The Euro initially tried to rally during the early hours on Thursday, but it looks like we are giving those gains back up as the 50-day EMA continues to be of importance. Ultimately, I think this is a pair that’s going to continue to look very dire. And I think that the best way forward, and I’ve been saying this for a couple of weeks now, is to simply fade rallies that show signs of hesitation. The 1.05 level begins pretty significant resistance on the way to the 1.06 level, with the 1.03 level being support followed by 1.02.
The US dollar has pulled back a bit against the Japanese yen, but really at this point in time, it’s more or less going to be a pullback from a massive shot higher. With that being said, this is a market that if it can clear the 155 yen level, it can go much higher. I do believe that the interest rate differential still matters despite the fact that Japan is at least paying lip service to the idea of inflation, and at this point in time a bounce probably signals another buying opportunity.

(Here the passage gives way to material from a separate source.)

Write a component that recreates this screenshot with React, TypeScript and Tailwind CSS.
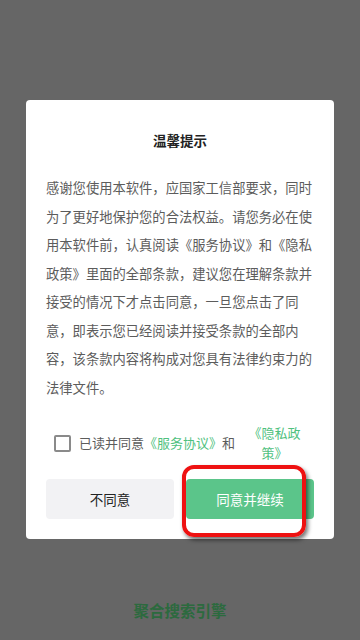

The Australian dollar initially tried to rally but gave up gains as we continue to consolidate in the same area. The 50-day EMA has, of course, offered a significant amount of resistance as it has multiple times here recently. So, with that, I think you still have to pay attention to the 50-day EMA and the 0.6350 level above as potential barriers. Those were areas that we had seen support previously, so market memory makes quite a bit of sense in this general vicinity. All things being equal, the US dollar looks like it is still much stronger than the Australian dollar.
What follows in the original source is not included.